Discovery of the Esaki Diode
In 1957, Esaki made a groundbreaking discovery that would later earn him the Nobel Prize in Physics. While experimenting with heavily doped germanium p-n junctions, he observed an unusual phenomenon: the current-voltage characteristics exhibited a region of negative resistance. This effect, known as quantum tunneling, led to the creation of the Esaki diode, or tunnel diode. The Esaki diode was revolutionary because it allowed for extremely fast switching speeds, making it a critical component in high-frequency applications.
Work at IBM
In 1960, Esaki moved to the United States to work at the IBM Thomas J. Watson Research Center. At IBM, he continued his research on semiconductor physics, focusing on the quantum mechanical properties of materials. His work at IBM further solidified his reputation as a leading physicist in the field of solid-state electronics. Esaki's research contributed to the development of new semiconductor devices and advanced the understanding of electron transport in solids.

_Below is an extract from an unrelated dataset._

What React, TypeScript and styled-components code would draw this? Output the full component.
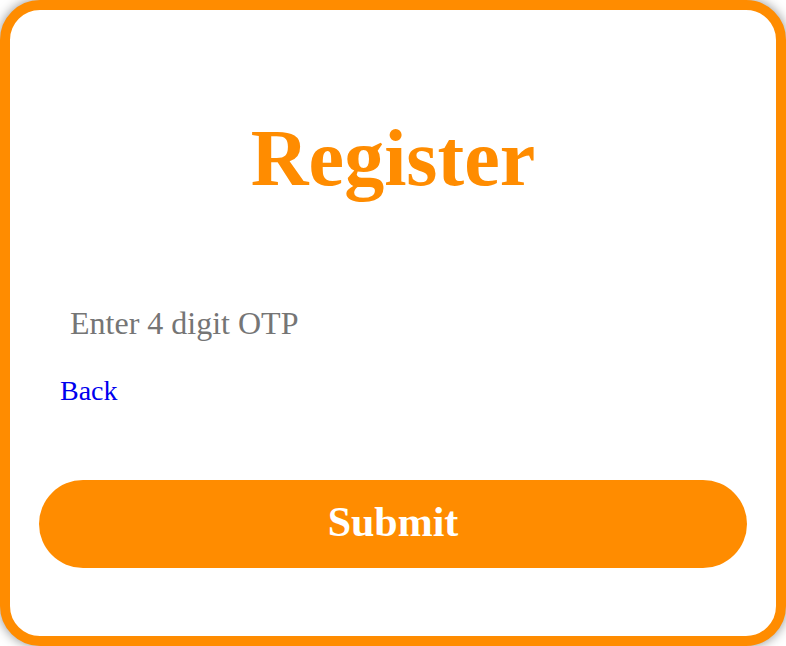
import React from "react";
import styled, { createGlobalStyle } from "styled-components";

const Global = createGlobalStyle`
  html, body { margin: 0; padding: 0; background: #ffffff; }
  body { font-family: "Liberation Serif", "Times New Roman", serif; }
  * { box-sizing: border-box; }
`;

const Card = styled.div`
  width: 786px;
  height: 646px;
  border: 10px solid #ff8c00;
  border-radius: 40px;
  background: #ffffff;
  box-shadow: 0 0 12px rgba(0, 0, 0, 0.45);
  display: flex;
  flex-direction: column;
  overflow: hidden;
`;

const Title = styled.h1`
  margin: 103px 0 0;
  text-align: center;
  font-size: 80px;
  font-weight: bold;
  line-height: normal;
  color: #ff8c00;
`;

const OtpInput = styled.input`
  margin: 101px 0 0 50px;
  width: 660px;
  padding: 0 10px;
  border: none;
  outline: none;
  background: transparent;
  font-family: "Liberation Serif", "Times New Roman", serif;
  font-size: 32px;
  line-height: normal;
  height: 36px;
  color: #000;
  &::placeholder { color: #757575; }
`;

const BackLink = styled.a`
  margin: 34px 0 0 50px;
  align-self: flex-start;
  font-size: 28px;
  line-height: normal;
  color: #0000ee;
  text-decoration: none;
`;

const SubmitButton = styled.button`
  margin: 73px 0 0 29px;
  width: 708px;
  height: 88px;
  padding: 0 0 4px;
  border: none;
  border-radius: 44px;
  background: #ff8c00;
  color: #ffffff;
  font-family: "Liberation Serif", "Times New Roman", serif;
  font-size: 42px;
  font-weight: bold;
  cursor: pointer;
`;

export default function App() {
  return (
    <>
      <Global />
      <Card>
        <Title>Register</Title>
        <OtpInput placeholder="Enter 4 digit OTP" />
        <BackLink href="#">Back</BackLink>
        <SubmitButton>Submit</SubmitButton>
      </Card>
    </>
  );
}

Later Research and Contributions
Esaki's later research expanded into the study of superlattices, which are artificial structures composed of alternating layers of different semiconductor materials. His work on superlattices opened new avenues for the design of electronic and optoelectronic devices, influencing the development of modern nanotechnology. Esaki's contributions to the field of semiconductor physics have had a lasting impact on the electronics industry and continue to inspire new generations of scientists and engineers.
Nobel Prize and Recognition
In 1973, Leo Esaki was awarded the Nobel Prize in Physics alongside Ivar Giaever and Brian D. Josephson. The prize recognized their experimental discoveries regarding tunneling phenomena in semiconductors and superconductors. Esaki's pioneering work on the tunnel diode and his contributions to the understanding of quantum mechanical effects in solids were central to this recognition. The Nobel Prize highlighted the significance of Esaki's research in advancing the field of solid-state physics.
Legacy and Impact
Leo Esaki's work has had a profound impact on the development of modern electronics. The Esaki diode, with its unique properties, paved the way for advancements in high-speed and high-frequency electronic devices. His research on superlattices and quantum tunneling has influenced the design of new materials and devices, contributing to the miniaturization and increased efficiency of electronic components. Esaki's legacy is evident in the continued exploration of quantum mechanical effects in semiconductors, which remain a critical area of research in the field of quantum computing and advanced electronics.
Personal Life and Philosophy
Throughout his career, Leo Esaki has been known for his dedication to scientific inquiry and his commitment to fostering international collaboration in research. He has often emphasized the importance of curiosity and perseverance in scientific endeavors. Esaki's personal philosophy reflects a deep appreciation for the interconnectedness of scientific disciplines and the potential for innovation through interdisciplinary research.